LAION-AI / CLAP

Contrastive Language-Audio Pretraining
https://arxiv.org/abs/2211.06687
Creative Commons Zero v1.0 Universal
1.42k stars 137 forks source link

Unable to reproduce zeroshot classification results #133

Open cyrusvahidi opened 12 months ago

cyrusvahidi commented 12 months ago

Overview

I have attempted to reproduce the zeroshot classification results for ESC-50 outlined in the publication Large-scale contrastive language-audio pretraining with feature fusion and keyword-to-caption augmentation.

In the paper, zeroshot classification accuracy (top-1) for the best model (K2C aug) is reported at 91.0%. I assume that this is the 630k-audioset-best.pt checkpoint.

Reproduce

I use the set of 50 unique captions in the test dataset, which are found in the text attr of each example's json file, e.g. "The sound of the crow".

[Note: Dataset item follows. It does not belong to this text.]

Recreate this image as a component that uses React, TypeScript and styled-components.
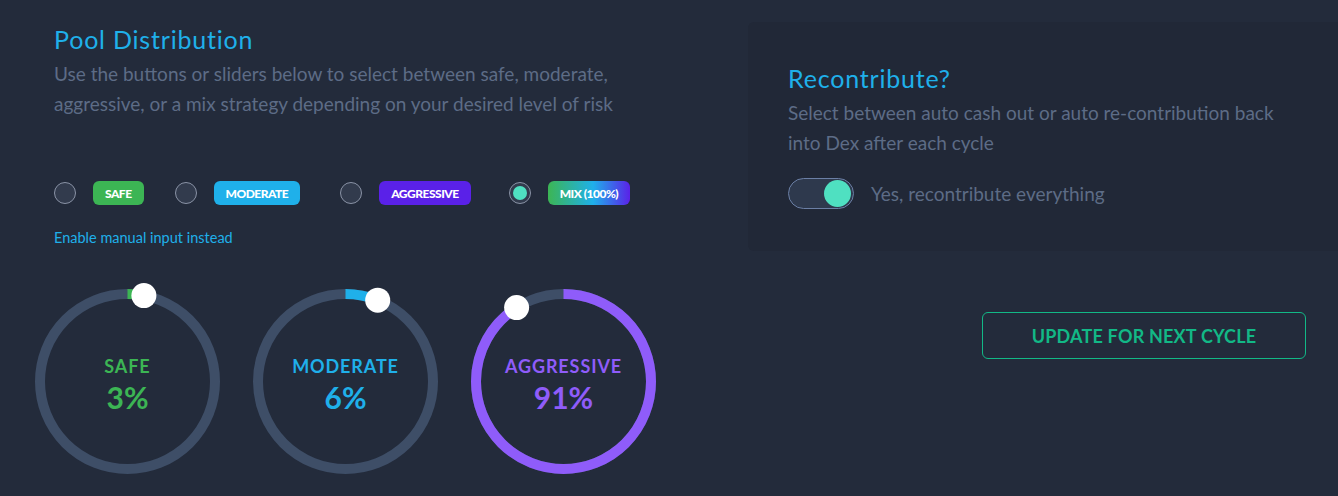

Here's the loader for ESC-50:

class ESC50Dataset(Dataset):
    def __init__(
        self,
        path_to_esc50="./data/ESC50",
        split="test",
        audio_len = 480000,
    ):
        super().__init__()
        self.data_path = Path(path_to_esc50)
        self.audio_len = audio_len

        self.audio_files = sorted(glob.glob(str(self.data_path / split / "*.flac")))
        self.meta_files = sorted(glob.glob(str(self.data_path / split / "*.json")))
        assert len(self.audio_files) == len(self.meta_files), "Number of audio files and meta files must match"
        assert [osp.splitext(osp.basename(x))[0] for x in self.audio_files] == [osp.splitext(osp.basename(x))[0] for x in self.meta_files], "Audio files and meta files must have the same names"

        self.tags = []
        self.texts = []
        for f in self.meta_files:
            with open(f, 'r') as json_file:
                data = json.load(json_file)
                self.tags.append(data["tag"][0])
                self.texts.append(data["text"][0])

    def __getitem__(self, idx):
        x, _ = load_audio_torch(self.audio_files[idx], target_sr=48000, mono=True)
        x = random_slice(x, self.audio_len)
        return x, self.texts[idx]

    def __len__(self):
        return len(self.audio_files)

And the zeroshot retrieval script:

import os

import torch
import laion_clap

from data.loaders import ESC50Dataset

ckpt_path = "CLAP_checkpoints/laion_clap/"
model_params = {"ckpt": "630k-audioset-best.pt", "amodel": "HTSAT-tiny"}
model = laion_clap.CLAP_Module(enable_fusion=False, amodel=model_params["amodel"])
model.load_ckpt(os.path.join(ckpt_path, model_params["ckpt"]))

dataset = ESC50Dataset()
texts = list(set(dataset.texts)) # get the unique texts, e.g "The sound of the crow"

# get the text embeddings for each tag
z_text = torch.cat([torch.tensor(model.get_text_embedding([t, t])[0:1]) for t in texts])

z_audio = []
text_idxs = []
for item in dataset:
    x, text = item
    idx = texts.index(text) # get the index of this example's text
    text_idxs.append(idx)
    z_audio.append(torch.tensor(model.get_audio_embedding_from_data(x.numpy()))) # get its CLAP audio embedding
z_audio = torch.cat(z_audio)
sim = model.model.logit_scale_a.cpu() * z_audio @ z_text.T # compute pairwise dot products

# top-1 accuracy
acc = float(torch.sum(torch.argmax(sim, dim=1) == torch.tensor(text_idxs)) / len(sim))
print(f"Accuracy: {acc}")
Accuracy: 0.6025000214576721 

Hopefully I am missing something significant?

cyrusvahidi commented 11 months ago

Ok I managed to reproduce:

Zeroshot Classification Results: mean_rank: 2.7344      median_rank: 1.0000     R@1: 0.5925     R@5: 0.8981     R@10: 0.9525    mAP@10: 0.7200
Accuracy: 0.5925 over 1600 samples

It seems top-5 accuracy was reported in the paper. I was confused, as Section 4.3 of the paper states "We use top-1 accuracy as the metric.".